The costliest plan ever for border security adopted today was crafted at the insistence of key Republicans, including bill author Marco Rubio of Florida and Minority Leader Mitch McConnell of Kentucky. It would double the size of the U.S. Border Patrol and require an additional 350 miles of fencing along the U.S.-Mexico border, at a price tag its backers say will reach $38 billion.

“This is about making sure we secure the border and we do it in an objective and verifiable way,” said Senator John Hoeven, a North Dakota Republican who crafted the amendment with Senator Bob Corker, a Tennessee Republican.

Grassley Objects

For some Republicans, including Iowa’s Charles Grassley, the security amendment did not go far enough to allay concerns over whether the border would be secure enough to deter a future wave of illegal immigration.

“As is often the case here in Washington, the solution always seems to be to just throw money at a problem,” Grassley said. “This grand compromise measures the success of the amendment by the amount of money spent, not by outcomes.”

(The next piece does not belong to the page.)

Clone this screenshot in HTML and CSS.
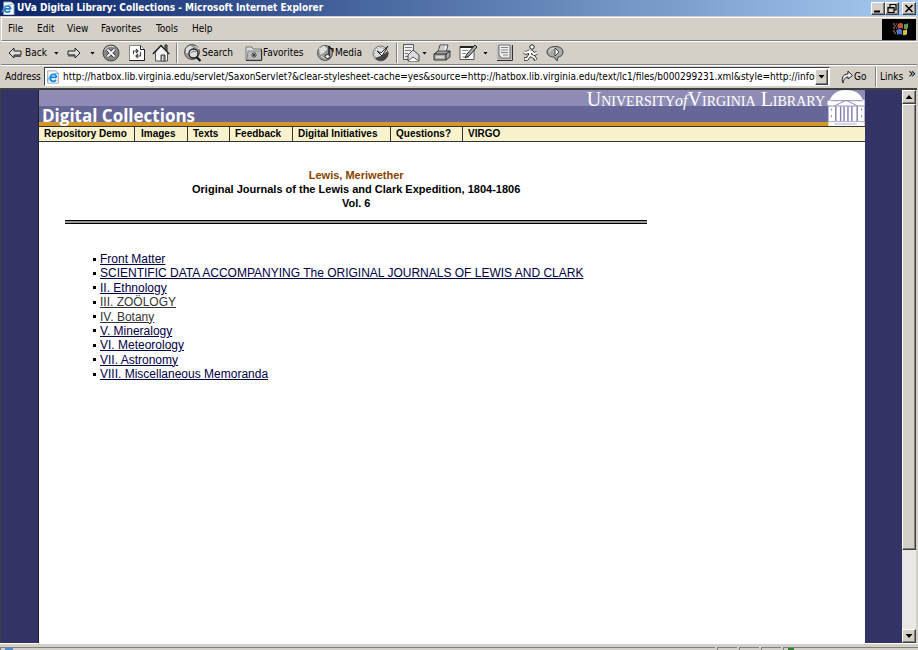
FILE: index.html
```html
<!DOCTYPE html>
<html lang="en">
<head>
<meta charset="utf-8">
<title>UVa Digital Library: Collections</title>
<link rel="stylesheet" href="styles.css">
</head>
<body>
<header class="titlebar">
  <svg class="page-icon" viewBox="0 0 16 16" aria-hidden="true"><path d="M3 1h9l3 3v12H3z" fill="#fff" stroke="#789"/><path d="M11 9H4a3.500 3.500 0 1 1 7 0M10.500 11a3.500 3.500 0 0 1-6.500-2" fill="none" stroke="#1a78d0" stroke-width="2"/><path d="M1 13C1 9 8 3 13 4" fill="none" stroke="#59b0ee"/></svg>
  <h1 class="window-title">UVa Digital Library: Collections - Microsoft Internet Explorer</h1>
  <div class="window-buttons">
    <button class="bevel win" aria-label="Minimize"><svg viewBox="0 0 12 11"><path d="M2 8.500h6" stroke="#000" stroke-width="2"/></svg></button>
    <button class="bevel win" aria-label="Restore"><svg viewBox="0 0 12 11"><path d="M4 4V1.500h6V7H8M4 1.500h6M2 4.500h6v5H2zM2 5h6" fill="none" stroke="#000" stroke-width="1.200"/></svg></button>
    <button class="bevel win close" aria-label="Close"><svg viewBox="0 0 12 11"><path d="M2.500 2l7 7M9.500 2l-7 7" stroke="#000" stroke-width="1.600"/></svg></button>
  </div>
</header>

<nav class="menubar" aria-label="Menu">
  <button class="menu file">File</button><button class="menu edit">Edit</button><button class="menu view">View</button><button class="menu favs">Favorites</button><button class="menu tools">Tools</button><button class="menu">Help</button>
  <svg class="throbber" viewBox="0 0 34 21" aria-hidden="true"><rect width="34" height="21" fill="#000"/><path d="M16 5q3-2 5 0v5q-2-2-5 0z" fill="#c5533d"/><path d="M22 5q2 1 4-1v5q-2 2-4 1z" fill="#5aa050"/><path d="M15 11q3-2 5 0v5q-2-2-5 0z" fill="#4a78c8"/><path d="M21 11q2 1 4-1v5q-2 2-4 1z" fill="#d9bd3e"/><path d="M11 5h4M12 7h4M11 9h4M11 12h4M12 14h3" stroke="#b98b7d" stroke-dasharray="2 1"/></svg>
</nav>

<div class="toolbar">
  <button class="tool back"><svg class="arrow" viewBox="0 0 14 14"><path d="M1 7l5-5v3h7v4H6v3z" fill="#ddd" stroke="#222"/><path d="M6 10h7" stroke="#555" stroke-width="2"/></svg>Back<i class="caret"></i></button>
  <button class="tool forward" aria-label="Forward"><svg class="arrow" viewBox="0 0 14 14"><path d="M13 7L8 2v3H1v4h7v3z" fill="#ddd" stroke="#222"/><path d="M1 9.500h7" stroke="#555" stroke-width="2"/></svg><i class="caret"></i></button>
  <button class="tool stop" aria-label="Stop"><svg viewBox="0 0 18 18"><circle cx="9" cy="9" r="8" fill="#888" stroke="#444"/><path d="M3 6a6.500 6.500 0 0 1 9-3" fill="none" stroke="#ddd"/><path d="M5.500 5.500l7 7m0-7l-7 7" stroke="#333" stroke-width="3.500"/><path d="M5.500 5.500l7 7m0-7l-7 7" stroke="#fff" stroke-width="1.800"/></svg></button>
  <button class="tool refresh" aria-label="Refresh"><svg viewBox="0 0 18 18"><path d="M1.500 1.500h11l4 4v11h-15z" fill="#fff" stroke="#888"/><path d="M12.500 1.500v4h4v11h-15" fill="none" stroke="#222"/><path d="M5.500 10V7H10M8 5l2 2-2 2M12.500 8v4H8m2-2l-2 2 2 2" fill="none" stroke="#444" stroke-width="1.200"/></svg></button>
  <button class="tool home" aria-label="Home"><svg viewBox="0 0 18 18"><path d="M13 5V1h2v6" fill="#888" stroke="#222"/><path d="M3.500 8v9h12V8L9 2z" fill="#f5f5f5" stroke="#555"/><path d="M.8 10L9 1.500l8.200 8.500" fill="none" stroke="#222" stroke-width="1.300"/><path d="M9 11h4v6H9z" fill="#999" stroke="#444"/><path d="M10.500 12v5" stroke="#ddd"/></svg></button>
  <span class="sep"></span>
  <button class="tool search"><svg viewBox="0 0 18 18"><circle cx="8" cy="8" r="7.500" fill="#999" stroke="#555"/><path d="M2 5l4-3 3 2-4 4-3 1M11 2l4 3" fill="#ddd" stroke="#ddd"/><circle cx="9.500" cy="9.500" r="4.500" fill="#ddd" stroke="#222" stroke-width="1.300"/><path d="M12.500 13l4 4" stroke="#111" stroke-width="2.200"/><path d="M7 9q2-3 5-1" stroke="#777" fill="none"/></svg>Search</button>
  <button class="tool favorites"><svg viewBox="0 0 18 18"><path d="M1 5V3h6l1 2h8v11H1z" fill="#ddd" stroke="#777"/><path d="M3 7h14v9H2z" fill="#bbb" stroke="#888"/><path d="M16.500 5v11.500H1" fill="none" stroke="#333"/><path d="M9 8v6M6 11h6M7 9l4 4m0-4l-4 4" stroke="#333" stroke-width=".8"/></svg>Favorites</button>
  <button class="tool media"><svg viewBox="0 0 18 18"><circle cx="8" cy="9" r="7.500" fill="#999" stroke="#555"/><path d="M2 5l5-3 3 3-4 4-3 1M4 12l5 3" fill="#ddd" stroke="#ddd"/><path d="M12 12V2q1 3 4 3v3" fill="none" stroke="#111" stroke-width="1.300"/><ellipse cx="10.500" cy="12.500" rx="2.500" ry="2" fill="#eee" stroke="#222"/></svg>Media</button>
  <button class="tool history" aria-label="History"><svg viewBox="0 0 18 18"><circle cx="8.500" cy="9.500" r="7.500" fill="#ddd" stroke="#777"/><circle cx="8.500" cy="9.500" r="6" fill="none" stroke="#666" stroke-dasharray="1 2"/><path d="M3 14a7.500 7.500 0 0 0 13-7L9 12z" fill="#444"/><path d="M5 7l4 2 7-7-6 10z" fill="#fff" stroke="#222"/></svg></button>
  <span class="sep narrow"></span>
  <button class="tool mail" aria-label="Mail"><svg viewBox="0 0 18 18"><path d="M1.500.5h10v15h-10z" fill="#eee" stroke="#555"/><path d="M3 3.500h7M3 6.500h6M3 9.500h3M3 12.500h3" stroke="#777"/><path d="M6 11l5-5 6 5v6H6z" fill="#ddd" stroke="#444"/><path d="M6 17l5-4 6 4" fill="#fff" stroke="#555"/></svg><i class="caret"></i></button>
  <button class="tool print" aria-label="Print"><svg viewBox="0 0 18 18"><path d="M5 8l2-7h8l-2 7" fill="#fff" stroke="#444"/><path d="M7 3h5M7 5h5" stroke="#999"/><path d="M1 10l4-3h12v6l-4 3H1z" fill="#aaa" stroke="#333"/><path d="M1 10h12v6M13 10l4-3" fill="none" stroke="#222"/><path d="M3 13h8" stroke="#fff"/></svg></button>
  <button class="tool editpage" aria-label="Edit page"><svg viewBox="0 0 18 18"><path d="M1 2.500h14v13H1z" fill="#fff" stroke="#555"/><path d="M1 3h14" stroke="#222" stroke-width="2"/><path d="M3 6.500h6M3 9.500h4M3 13h7" stroke="#888"/><path d="M16 1l2 2-8 9-4 2 2-4z" fill="#aaa" stroke="#222"/></svg><i class="caret"></i></button>
  <button class="tool discuss" aria-label="Discuss"><svg viewBox="0 0 18 18"><path d="M1 1h15v15H1z" fill="#aaa" stroke="#ccc"/><path d="M16.500 1v15.500H1" fill="none" stroke="#333"/><path d="M3 1h11v13H6l-3-3z" fill="#eee" stroke="#777"/><path d="M5 3.500h7M5 6h7M5 8.500h7M7 11h5" stroke="#666" stroke-width=".8"/></svg></button>
  <button class="tool messenger" aria-label="Messenger"><svg viewBox="0 0 18 18"><path d="M8 7L4 9 2 8M9 7l3 3 3-1M8 7L8 11l4 2 2 3M8 11l-3 4H2" fill="none" stroke="#222" stroke-width="3.500" stroke-linejoin="round"/><circle cx="10" cy="3" r="2.200" fill="#fff" stroke="#222"/><path d="M8 7L4 9 2 8M9 7l3 3 3-1M8 7L8 11l4 2 2 2.500M8 11l-3 4H2.500" fill="none" stroke="#fff" stroke-width="2"/></svg></button>
  <button class="tool chat" aria-label="Chat"><svg viewBox="0 0 18 18"><path d="M9 2.500c5 0 8 2 8 5.500s-3 5-5 5l-1 4-3-4C4 13 1 11 1 8s3-5.500 8-5.500z" fill="#aaa" stroke="#444"/><path d="M3 8q1-4 6-4" fill="none" stroke="#eee"/><path d="M9 4v8l4-4z" fill="#fff" stroke="#444"/></svg></button>
</div>

<form class="addressbar">
  <label class="address-label" for="url">Address</label>
  <div class="address-box">
    <svg class="page-icon" viewBox="0 0 16 16" aria-hidden="true"><path d="M2 1h9l3 3v11H2z" fill="#fff" stroke="#89a"/><path d="M12 8.500H5a3.500 3.500 0 1 1 7 0M11.500 11A3.500 3.500 0 0 1 5 8.500" fill="none" stroke="#1684dc" stroke-width="2"/><path d="M2 13C1 9 8 3 14 4" fill="none" stroke="#35a2ef"/></svg>
    <input class="url" id="url" type="text" value="http://hatbox.lib.virginia.edu/servlet/SaxonServlet?&amp;clear-stylesheet-cache=yes&amp;source=http://hatbox.lib.virginia.edu/text/lc1/files/b000299231.xml&amp;style=http://infocomm">
    <button class="bevel drop" type="button" aria-label="Show addresses"><i class="caret"></i></button>
  </div>
  <button class="go" type="button"><svg viewBox="0 0 12 14"><path d="M2 13C0 8 2 4 7 4V1l4.500 4.500L7 9V7C4 7 3 9 2 13z" fill="#eee" stroke="#222"/></svg>Go</button>
  <button class="links" type="button">Links<span class="more">»</span></button>
</form>

<div class="viewport">
  <main class="page">
    <header class="banner">
      <h2 class="section-name">Digital Collections</h2>
      <p class="library-name">University<em>of</em>Virginia <span>Library</span></p>
      <svg class="rotunda" viewBox="0 0 38 37" aria-hidden="true"><path d="M1 16v21h37V10h-2C34 3 27 0 19 0S5 3 2 11H0v5z" fill="#fff"/><path d="M3 11h33M0 16.500h38M7 16.500l12-6 12 6" fill="none" stroke="#8d8bb8"/><path d="M8.500 17v15M13.500 17v15M17 17v15M21 17v15M25 17v15M30.500 17v15" stroke="#8381b4" stroke-width="1.500"/><path d="M0 32.500h38M7 35h23" stroke="#aaa8cc"/><path d="M4 19v12M35 19v12" stroke="#77a" stroke-dasharray="2 5"/></svg>
    </header>
    <nav class="sections" aria-label="Library">
      <a class="demo" href="#">Repository Demo</a><a class="images" href="#">Images</a><a class="texts" href="#">Texts</a><a class="feedback" href="#">Feedback</a><a class="initiatives" href="#">Digital Initiatives</a><a class="questions" href="#">Questions?</a><a class="virgo" href="#">VIRGO</a>
    </nav>
    <article class="work">
      <div class="heading">
        <p class="author">Lewis, Meriwether</p>
        <p>Original Journals of the Lewis and Clark Expedition, 1804-1806</p>
        <p>Vol. 6</p>
      </div>
      <hr class="rule">
      <ul class="contents">
        <li><a href="#">Front Matter</a></li>
        <li><a href="#">SCIENTIFIC DATA ACCOMPANYING The ORIGINAL JOURNALS OF LEWIS AND CLARK</a></li>
        <li><a href="#">II. Ethnology</a></li>
        <li><a class="visited" href="#">III. ZOÖLOGY</a></li>
        <li><a class="visited" href="#">IV. Botany</a></li>
        <li><a href="#">V. Mineralogy</a></li>
        <li><a href="#">VI. Meteorology</a></li>
        <li><a href="#">VII. Astronomy</a></li>
        <li><a href="#">VIII. Miscellaneous Memoranda</a></li>
      </ul>
    </article>
  </main>
  <div class="scrollbar">
    <button class="bevel step" aria-label="Scroll up"><i class="caret up"></i></button>
    <div class="bevel thumb"></div>
    <div class="track"></div>
    <button class="bevel step" aria-label="Scroll down"><i class="caret"></i></button>
  </div>
</div>
<footer class="status"><span class="message"><i class="doc"></i></span><span class="cell"></span><span class="cell"></span><span class="cell"></span><span class="zone"><i class="globe"></i></span></footer>
</body>
</html>
```
FILE: styles.css
```css
* { box-sizing: border-box; }
body {
  margin: 0;
  height: 100vh;
  display: flex;
  flex-direction: column;
  overflow: hidden;
  background: #d4d0c8;
  color: #000;
  font: 10px/14px "DejaVu Sans Condensed", "DejaVu Sans", sans-serif;
}
h1, h2, p, ul { margin: 0; padding: 0; }
button { padding: 0; border: 0; background: none; color: inherit; font: inherit; text-align: left; white-space: nowrap; }
svg { display: block; flex: none; }
i { display: block; flex: none; }

.bevel {
  background: #d4d0c8;
  border: 1px solid;
  border-color: #fff #404040 #404040 #fff;
  box-shadow: inset -1px -1px #808080;
}
.caret { width: 5px; height: 3px; background: #000; clip-path: polygon(0 0, 100% 0, 50% 100%); }
.caret.up { clip-path: polygon(50% 0, 100% 100%, 0 100%); }

.titlebar {
  flex: none;
  height: 16px;
  display: flex;
  align-items: center;
  gap: 2px;
  padding: 0 2px 0 1px;
  background: linear-gradient(90deg, #0a246a, #a6caf0);
}
.page-icon { width: 14px; height: 14px; }
.window-title { flex: 1; color: #fff; font: bold 10px/14px "DejaVu Sans Condensed", sans-serif; white-space: nowrap; }
.window-buttons { display: flex; }
.win { width: 14px; height: 13px; }
.win svg { width: 12px; height: 11px; }
.close { margin-left: 3px; }

.menubar {
  flex: none;
  height: 24px;
  display: flex;
  align-items: center;
  margin: 1px 2px 0 1px;
  padding-left: 6px;
  border: 1px solid #fff;
  border-bottom-color: #808080;
  border-right: 0;
}
.file { width: 29px; }
.edit { width: 30px; }
.view { width: 34px; }
.favs { width: 55px; }
.tools { width: 36px; }
.throbber { width: 34px; height: 21px; margin-left: auto; }

.toolbar {
  flex: none;
  height: 24px;
  display: flex;
  align-items: center;
  margin: 0 1px;
  padding-left: 7px;
  border-top: 1px solid #fff;
  border-bottom: 1px solid #808080;
}
.tool { display: flex; align-items: center; flex: none; height: 20px; }
.tool svg { width: 18px; height: 18px; }
.tool .arrow { width: 14px; height: 14px; margin-right: 3px; }
.tool .caret { margin-left: 2px; }
.back { width: 59px; }
.back .caret { margin-left: 7px; }
.forward { width: 35px; }
.tool.forward .caret { margin-left: 6px; }
.stop, .print, .discuss { width: 26px; }
.refresh, .home, .history, .messenger { width: 24px; }
.search { width: 61px; }
.favorites { width: 72px; }
.media { width: 55px; }
.mail { width: 31px; }
.editpage { width: 37px; }
.editpage .caret { margin-left: 6px; }
.sep { flex: none; width: 2px; height: 20px; margin-right: 6px; border-left: 1px solid #808080; border-right: 1px solid #fff; }
.narrow { margin-right: 4px; }

.addressbar {
  flex: none;
  height: 22px;
  display: flex;
  align-items: center;
  margin: 0 2px 0 1px;
  padding-left: 4px;
  border-top: 1px solid #fff;
}
.address-label { width: 39px; }
.address-box {
  flex: 1;
  display: flex;
  align-items: center;
  height: 19px;
  min-width: 0;
  padding: 0 1px;
  background: #fff;
  border: 1px solid;
  border-color: #404040 #fff #fff #404040;
}
.url { flex: 1; min-width: 0; margin: 0 0 0 3px; padding: 0; border: 0; outline: 0; background: none; font: inherit; color: #000; }
.drop { width: 13px; height: 16px; display: flex; align-items: center; justify-content: center; }
.drop .caret { width: 7px; height: 4px; }
.go { display: flex; align-items: center; gap: 1px; width: 46px; height: 20px; padding-left: 11px; border-right: 1px solid #808080; }
.go svg { width: 12px; height: 14px; }
.links { display: flex; gap: 5px; width: 40px; height: 20px; align-items: center; padding-left: 3px; border-left: 1px solid #fff; }
.more { align-self: start; font-size: 14px; line-height: 12px; }

.viewport {
  flex: 1;
  min-height: 0;
  display: flex;
  margin: 1px 1px 0 0;
  border: solid #404040;
  border-width: 2px 0 0 1px;
  background: #333366;
}
.page { flex: 1; margin: 0 37px; border-left: 1px solid #222; background: #fff; }
.banner {
  display: flex;
  align-items: flex-start;
  height: 37px;
  padding-left: 3px;
  border-bottom: 1px solid #333;
  background: linear-gradient(#8e8cb5 0 16px, #666699 16px 32px, #d3962b 32px);
}
.section-name { align-self: flex-end; flex: 1; color: #fff; font: bold 17px/20px "Open Sans", sans-serif; }
.library-name { color: #fff; font: 20px/18px "Liberation Serif", serif; font-variant: small-caps; }
.library-name em { font-size: 16px; font-variant: normal; }
.rotunda { width: 38px; height: 36px; margin-left: 2px; }
.sections {
  display: flex;
  height: 15px;
  background: #f9f3cd;
  border-bottom: 1px solid #333;
  font: bold 10px/14px "Liberation Sans", sans-serif;
}
.sections a { padding-left: 5px; border-right: 1px solid #333; color: #000; text-decoration: none; white-space: nowrap; }
.sections .demo { width: 96px; }
.sections .images { width: 53px; padding-left: 6px; }
.sections .texts { width: 42px; }
.sections .feedback { width: 63px; }
.sections .initiatives { width: 98px; }
.sections .questions { width: 72px; }
.sections .virgo { border: 0; }

.work { width: 70.5%; margin: 26px 0 0 26px; font-family: "Liberation Sans", sans-serif; }
.heading { text-align: center; font-size: 11px; font-weight: bold; }
.author { color: #884400; }
.rule { height: 4px; margin: 10px 0 28px; border: solid #000; border-width: 1px 0; background: #999; }
.contents {
  display: flex;
  flex-direction: column;
  justify-content: space-between;
  height: 129px;
  padding-left: 28px;
  list-style: none;
  font-size: 12px;
}
.contents li { display: flex; align-items: center; white-space: nowrap; }
.contents li::before { content: ""; width: 3px; height: 3px; margin-right: 4px; background: #000; }
.contents a { color: #000044; }
.contents .visited { color: #333; }

.scrollbar { flex: none; width: 15px; padding-right: 1px; display: flex; flex-direction: column; }
.step { flex: none; height: 14px; display: flex; align-items: center; justify-content: center; }
.step .caret { width: 7px; height: 4px; }
.thumb { flex: 447; }
.track { flex: 80; background: #eae8e4; }
.scrollbar { background: linear-gradient(90deg, #eae8e4 14px, #d4d0c8 14px); }

.status { flex: none; display: flex; gap: 2px; height: 7px; padding-top: 3px; border-top: 1px solid #fff; }
.status span { height: 3px; border: solid #808080; border-width: 1px 0 0 1px; }
.message { flex: 1; }
.cell { width: 20px; }
.zone { width: 135px; }
.doc { width: 8px; height: 2px; margin-left: 4px; background: #4a8fd8; }
.globe { width: 6px; height: 2px; margin-left: 4px; background: #2a8a2a; }
```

U.S. immigration law hasn’t been significantly altered since 1986. A 2007 immigration rewrite died in the Senate and wasn’t considered in the House. The prospects for passage of a bipartisan bill are greater this time because some Republicans see the issue as a way to boost the party’s appeal with Hispanic voters.

Republicans are trying to reconnect with Hispanic voters after President Barack Obama won 71 percent of the votes cast by the fast-growing voter group in the 2012 election.

Still, the bill’s prospects in the Republican-controlled House, where opposition to a citizenship path runs deep, are uncertain.

The House Judiciary Committee, led by Virginia Republican Bob Goodlatte, is considering individual pieces of legislation involving aspects of immigration policy.

House Speaker John Boehner, an Ohio Republican, said last week that he won’t bring an immigration proposal to a vote unless a majority of the chamber’s 234 Republicans support it.